Dobra wola pozwala pomagać innym ludziom bezinteresownie oraz czerpać satysfakcję z samego działania; nagroda przestaje być najważniejsza. W takim wypadku nie ma miejsca na zachłanność, zazdrość, brak życzliwości czy walkę.

Dzielenie się z innymi oznacza chęć obdarowywania innych ludzi tym, czym sami dysponujemy. To pragnienie wypływa prosto z serca, nie jest konieczny żaden przymus. Człowiek uduchowiony nie czeka na zapłatę, ani nawet podziękowanie.

Cisza nie jest już przeszkodą. Wiele osób nie lubi ciszy – próbują ją zagłuszyć. Adept duchowego rozwoju umie współgrać z ciszą, jest powściągliwy w mówieniu i nie denerwuje się, gdy zapada milczenie. Nie boi się własnych myśli, bo ma czyste sumienie.

Wewnętrzna równowaga – nawet w obliczu niepokojących wydarzeń można zachować spokój. Emocje nie szarżują, umysł nie gorączkuje się, a ciało nie zaczyna się napinać. Równowaga to panowanie nad sobą i uporządkowanie emocji.

Zrozumienie – im bardziej jest ktoś rozwinięty duchowo, tym więcej rozumie. Jego doświadczenia przestają być zagadką, zaczyna rozpoznawać ich prawdziwe znaczenie. Zrozumienie natury rzeczy jest oznaką najwyższego stopnia rozwoju.
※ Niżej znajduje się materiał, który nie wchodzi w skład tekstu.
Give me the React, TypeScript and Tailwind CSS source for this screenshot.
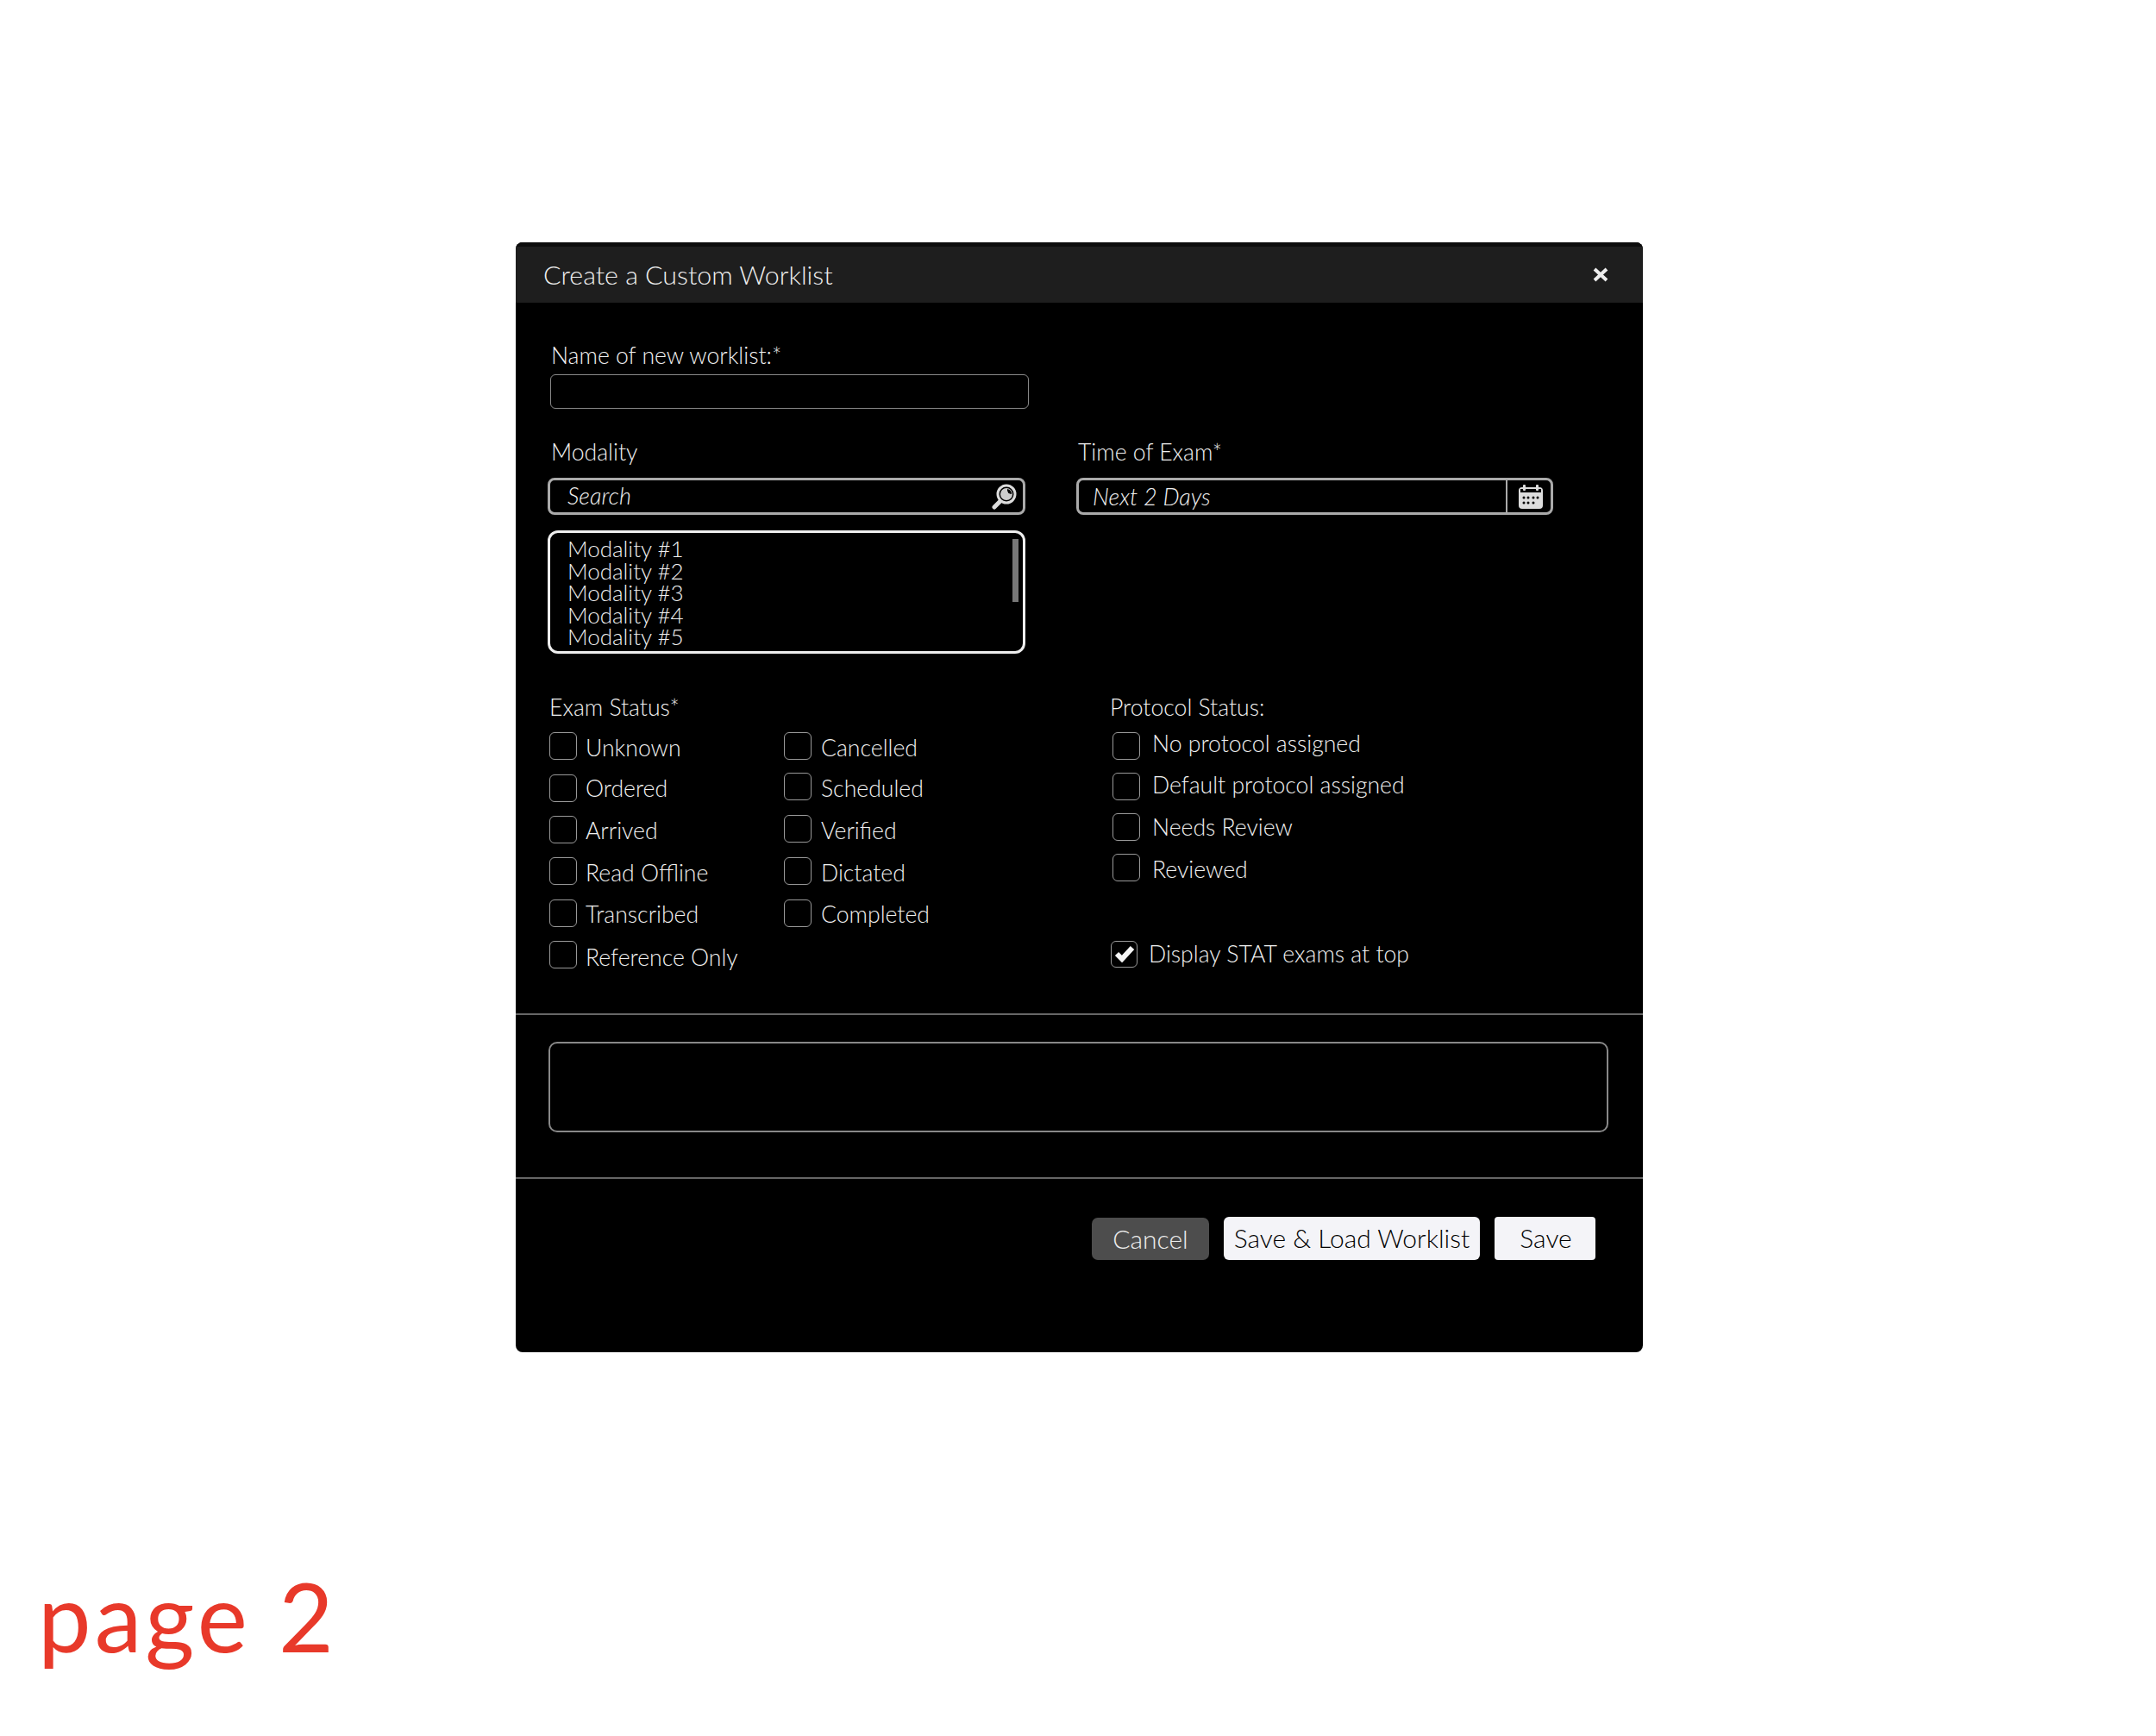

Korzyści praktyki duchowej

Wewnętrzny głos

Niektórzy twierdzą, że podążają za głosem serca; inni opowiadają o Bogu lub aniele 

stróżu prowadzącym ich przez życie. Są przypadki, kiedy wewnętrzny głos jest nazywany jeszcze inaczej: intuicją, sumieniem, powołaniem. Jakkolwiek to nazwiemy, nie ulega wątpliwości, że przewodnik każdego człowieka mieszka w nim samym. Głęboko wewnątrz jego istoty. Podpowiada, co jest właściwe i prowadzi do szczęścia; ostrzega przed niebezpieczeństwami. Praktyka duchowa uczy człowieka, jak słuchać wewnętrznego głosu.

Sens i spełnienie

Największym marzeniem człowieka jest pełne wyrażanie swoich talentów i możliwości. Każdy posiada jakieś umiejętności i nie chce marnować ich potencjału. Rozwój duchowy otwiera tego, kto praktykuje, na całe bogactwo jego wnętrza. Dzięki nauce i pracy życie przestaje być wyrzeczeniem i poświęceniem, a staje się podróżą o niezliczonych okazjach. Spełnienie odnajdziesz w szczęśliwym życiu, a właśnie do niego prowadzi praktyka duchowa.

Jedność z wszechświatem

Duchowa natura łączy nas wszystkich w nierozerwalną całość. Nie ma we wszechświecie niczego, co byłoby odrębne od innych rzeczy. Oto ogromna korzyść z praktykowania duchowości: uświadomisz sobie, że ty i każda istota we wszechświecie jesteście, tak naprawdę, jednością. Podobnie jak każda kropla tworzy całość zwaną oceanem, tak ty jesteś częścią całości zwanej wszechświatem. Jeśli dotrzesz do zrozumienia tego faktu, uzdrowisz swoje ciało, umysł i ducha; nastąpi całkowita odnowa twojego wewnętrznego ja. Świat wygląda zupełnie inaczej dla człowieka rozumiejącego konsekwencje tego stanu 

rzeczy. Nie istnieje dla niego zazdrość czy nienawiść; nie walczy o nic poza szczęściem wszystkich żyjących istot. 

Spokój ducha

Praktyka duchowa prowadzi do głębokiego i trwałego poczucia bezpieczeństwa. To z  kolei przynosi spokój. Im bardziej zaufasz sobie, tym bardziej będziesz mógł polegać na własnej duchowej sile. Każde wyzwanie, przed którym staniesz, okaże się o wiele prostsze. Będziesz działał bez strachu, bez oporów; przestaniesz zamartwiać się przyszłością, a zaczniesz budować ją przez odważne działanie w teraźniejszości. Nauczysz się mniej przywiązywać wagę do swoich porażek, dzięki czemu twoje decyzje będą bardziej trafne. Tylko w ten sposób można osiągnąć prawdziwą wolność.